◆ WHAT IS NEEDED: Omit all pictures and transcribe only the lines in the entries below that run from the line with "Give me the" through the line with "import React from".

--- Begin RAW DATA ---

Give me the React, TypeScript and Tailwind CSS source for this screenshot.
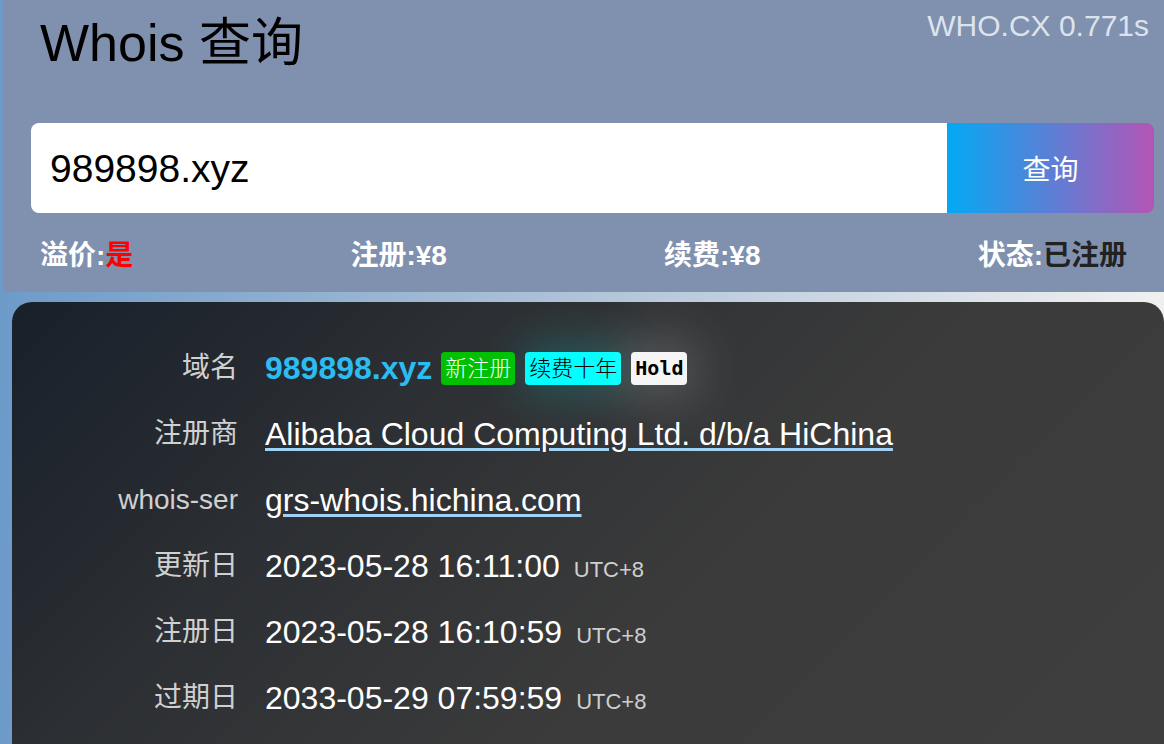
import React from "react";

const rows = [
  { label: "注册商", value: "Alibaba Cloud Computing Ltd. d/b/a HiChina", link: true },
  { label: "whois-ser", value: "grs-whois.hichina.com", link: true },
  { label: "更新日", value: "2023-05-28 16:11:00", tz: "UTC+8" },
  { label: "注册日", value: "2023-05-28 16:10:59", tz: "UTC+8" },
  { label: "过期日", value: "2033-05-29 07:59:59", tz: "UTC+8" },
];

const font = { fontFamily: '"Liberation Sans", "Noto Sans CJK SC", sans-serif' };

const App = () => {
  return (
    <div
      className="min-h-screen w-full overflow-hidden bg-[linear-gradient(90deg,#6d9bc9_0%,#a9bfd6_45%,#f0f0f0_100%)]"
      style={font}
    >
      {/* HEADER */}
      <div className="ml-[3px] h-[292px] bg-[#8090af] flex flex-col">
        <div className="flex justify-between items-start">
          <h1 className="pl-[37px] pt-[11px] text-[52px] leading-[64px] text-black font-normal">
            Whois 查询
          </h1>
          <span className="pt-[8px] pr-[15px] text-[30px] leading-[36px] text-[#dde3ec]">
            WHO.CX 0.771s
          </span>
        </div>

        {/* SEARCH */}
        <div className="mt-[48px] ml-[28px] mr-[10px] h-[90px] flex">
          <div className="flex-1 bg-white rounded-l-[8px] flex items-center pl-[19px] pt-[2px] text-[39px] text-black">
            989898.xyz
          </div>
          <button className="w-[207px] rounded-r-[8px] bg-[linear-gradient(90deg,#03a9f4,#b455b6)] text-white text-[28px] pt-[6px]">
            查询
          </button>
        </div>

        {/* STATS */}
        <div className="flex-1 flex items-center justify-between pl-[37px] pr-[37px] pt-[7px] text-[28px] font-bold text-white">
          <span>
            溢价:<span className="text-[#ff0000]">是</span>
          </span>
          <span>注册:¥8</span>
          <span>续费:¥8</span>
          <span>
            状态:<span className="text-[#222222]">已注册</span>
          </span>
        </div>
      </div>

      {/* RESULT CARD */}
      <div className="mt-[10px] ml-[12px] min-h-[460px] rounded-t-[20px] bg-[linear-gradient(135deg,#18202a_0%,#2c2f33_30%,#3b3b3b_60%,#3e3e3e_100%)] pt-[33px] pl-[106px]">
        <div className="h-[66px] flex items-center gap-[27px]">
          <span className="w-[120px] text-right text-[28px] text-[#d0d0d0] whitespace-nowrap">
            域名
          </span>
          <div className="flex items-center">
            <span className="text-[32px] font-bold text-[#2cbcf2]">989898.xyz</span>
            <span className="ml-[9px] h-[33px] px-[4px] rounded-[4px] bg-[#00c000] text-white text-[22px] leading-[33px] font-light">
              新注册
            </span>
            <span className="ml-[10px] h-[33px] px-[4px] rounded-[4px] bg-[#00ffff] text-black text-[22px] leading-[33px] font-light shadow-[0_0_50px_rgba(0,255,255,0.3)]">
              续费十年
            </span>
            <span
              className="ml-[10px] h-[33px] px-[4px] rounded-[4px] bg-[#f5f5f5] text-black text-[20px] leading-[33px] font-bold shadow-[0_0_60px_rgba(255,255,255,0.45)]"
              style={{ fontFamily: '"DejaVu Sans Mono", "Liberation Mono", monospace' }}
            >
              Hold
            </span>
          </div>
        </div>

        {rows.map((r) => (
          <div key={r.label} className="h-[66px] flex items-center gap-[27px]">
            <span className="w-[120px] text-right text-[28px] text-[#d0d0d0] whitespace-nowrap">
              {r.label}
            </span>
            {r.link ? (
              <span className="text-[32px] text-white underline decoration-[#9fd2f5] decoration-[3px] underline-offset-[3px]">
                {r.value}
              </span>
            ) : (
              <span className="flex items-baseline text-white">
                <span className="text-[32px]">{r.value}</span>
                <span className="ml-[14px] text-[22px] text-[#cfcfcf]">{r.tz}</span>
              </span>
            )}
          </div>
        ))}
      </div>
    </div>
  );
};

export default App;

--- End RAW DATA ---
--- Begin RAW DATA ---

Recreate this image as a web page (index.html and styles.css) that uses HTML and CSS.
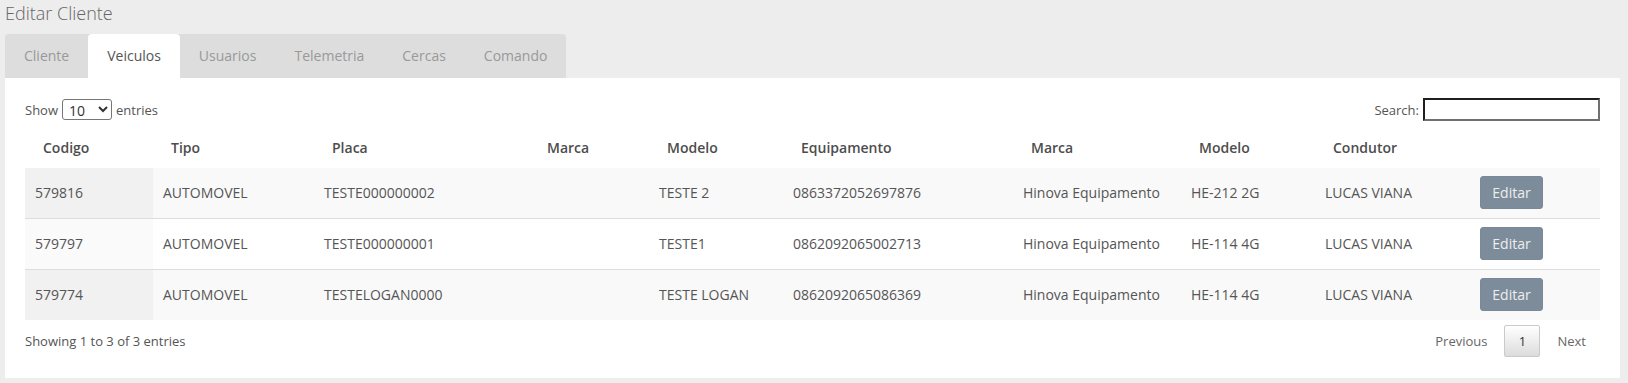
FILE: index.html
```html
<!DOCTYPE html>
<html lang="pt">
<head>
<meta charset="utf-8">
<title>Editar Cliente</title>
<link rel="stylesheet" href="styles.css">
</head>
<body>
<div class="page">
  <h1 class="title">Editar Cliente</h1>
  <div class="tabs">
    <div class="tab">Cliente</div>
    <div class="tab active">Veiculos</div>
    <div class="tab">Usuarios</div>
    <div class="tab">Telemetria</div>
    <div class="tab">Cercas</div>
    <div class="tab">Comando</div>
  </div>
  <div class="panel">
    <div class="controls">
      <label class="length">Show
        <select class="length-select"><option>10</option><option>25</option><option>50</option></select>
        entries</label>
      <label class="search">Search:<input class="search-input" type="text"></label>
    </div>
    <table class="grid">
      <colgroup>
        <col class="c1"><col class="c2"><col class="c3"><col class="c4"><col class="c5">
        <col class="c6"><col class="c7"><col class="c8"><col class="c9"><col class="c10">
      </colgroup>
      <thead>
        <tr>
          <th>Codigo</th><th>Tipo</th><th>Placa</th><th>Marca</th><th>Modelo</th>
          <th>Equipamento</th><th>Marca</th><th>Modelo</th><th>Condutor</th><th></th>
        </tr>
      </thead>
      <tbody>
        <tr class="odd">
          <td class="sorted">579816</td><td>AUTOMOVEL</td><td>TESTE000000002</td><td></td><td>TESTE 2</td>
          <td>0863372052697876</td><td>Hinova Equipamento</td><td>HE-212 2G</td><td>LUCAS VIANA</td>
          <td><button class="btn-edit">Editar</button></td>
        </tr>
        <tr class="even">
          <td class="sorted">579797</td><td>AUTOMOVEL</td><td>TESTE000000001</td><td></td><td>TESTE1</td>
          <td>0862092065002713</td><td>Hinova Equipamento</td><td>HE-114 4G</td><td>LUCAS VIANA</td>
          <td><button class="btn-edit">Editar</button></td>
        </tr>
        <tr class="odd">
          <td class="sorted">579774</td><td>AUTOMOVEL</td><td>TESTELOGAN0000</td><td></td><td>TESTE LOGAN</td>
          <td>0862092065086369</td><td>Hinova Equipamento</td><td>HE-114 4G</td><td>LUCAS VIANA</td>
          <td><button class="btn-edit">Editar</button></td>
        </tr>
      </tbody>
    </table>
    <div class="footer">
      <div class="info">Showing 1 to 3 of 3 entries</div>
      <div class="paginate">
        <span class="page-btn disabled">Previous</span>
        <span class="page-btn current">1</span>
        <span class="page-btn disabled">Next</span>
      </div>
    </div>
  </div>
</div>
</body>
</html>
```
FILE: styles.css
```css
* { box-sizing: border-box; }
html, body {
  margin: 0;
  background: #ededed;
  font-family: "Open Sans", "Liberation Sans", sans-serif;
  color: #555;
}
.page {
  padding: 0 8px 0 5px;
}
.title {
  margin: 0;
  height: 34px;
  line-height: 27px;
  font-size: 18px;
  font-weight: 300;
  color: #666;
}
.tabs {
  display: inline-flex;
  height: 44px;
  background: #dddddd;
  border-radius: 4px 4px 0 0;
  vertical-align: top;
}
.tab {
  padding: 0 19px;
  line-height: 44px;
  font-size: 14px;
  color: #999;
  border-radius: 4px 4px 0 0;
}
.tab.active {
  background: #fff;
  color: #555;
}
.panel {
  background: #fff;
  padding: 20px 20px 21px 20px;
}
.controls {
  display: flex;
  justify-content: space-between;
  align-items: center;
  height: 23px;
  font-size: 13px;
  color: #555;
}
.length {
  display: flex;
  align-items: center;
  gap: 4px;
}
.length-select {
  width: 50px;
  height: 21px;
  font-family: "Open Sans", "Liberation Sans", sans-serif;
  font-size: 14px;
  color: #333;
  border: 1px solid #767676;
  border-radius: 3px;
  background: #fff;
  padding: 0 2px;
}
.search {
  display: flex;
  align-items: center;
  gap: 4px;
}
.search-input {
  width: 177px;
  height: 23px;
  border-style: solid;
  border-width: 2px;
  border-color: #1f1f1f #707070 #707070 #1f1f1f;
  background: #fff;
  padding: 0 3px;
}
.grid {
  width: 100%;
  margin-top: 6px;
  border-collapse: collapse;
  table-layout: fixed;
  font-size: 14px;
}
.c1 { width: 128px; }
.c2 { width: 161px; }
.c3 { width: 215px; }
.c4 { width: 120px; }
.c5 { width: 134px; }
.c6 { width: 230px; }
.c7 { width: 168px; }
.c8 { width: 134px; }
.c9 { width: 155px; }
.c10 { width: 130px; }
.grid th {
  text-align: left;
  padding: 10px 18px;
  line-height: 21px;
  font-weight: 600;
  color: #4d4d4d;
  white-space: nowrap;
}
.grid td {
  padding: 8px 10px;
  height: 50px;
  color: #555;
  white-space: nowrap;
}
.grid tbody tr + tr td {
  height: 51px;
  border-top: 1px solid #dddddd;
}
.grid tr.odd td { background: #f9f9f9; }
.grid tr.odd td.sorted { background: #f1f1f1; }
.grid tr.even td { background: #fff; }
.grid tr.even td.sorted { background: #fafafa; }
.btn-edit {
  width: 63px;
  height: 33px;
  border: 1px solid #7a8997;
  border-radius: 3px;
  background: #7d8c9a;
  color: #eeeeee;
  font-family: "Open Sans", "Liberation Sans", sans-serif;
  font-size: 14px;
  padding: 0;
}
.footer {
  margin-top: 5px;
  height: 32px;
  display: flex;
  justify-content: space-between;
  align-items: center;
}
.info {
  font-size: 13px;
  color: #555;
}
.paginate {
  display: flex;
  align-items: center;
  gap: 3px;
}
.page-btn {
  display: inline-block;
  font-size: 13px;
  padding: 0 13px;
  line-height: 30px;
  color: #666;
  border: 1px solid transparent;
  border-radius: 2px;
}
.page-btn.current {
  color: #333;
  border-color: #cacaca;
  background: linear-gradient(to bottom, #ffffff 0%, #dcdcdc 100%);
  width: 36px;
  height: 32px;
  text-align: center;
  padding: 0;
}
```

--- End RAW DATA ---

◆ THE ANSWER:
Give me the React, TypeScript and Tailwind CSS source for this screenshot.
import React from "react";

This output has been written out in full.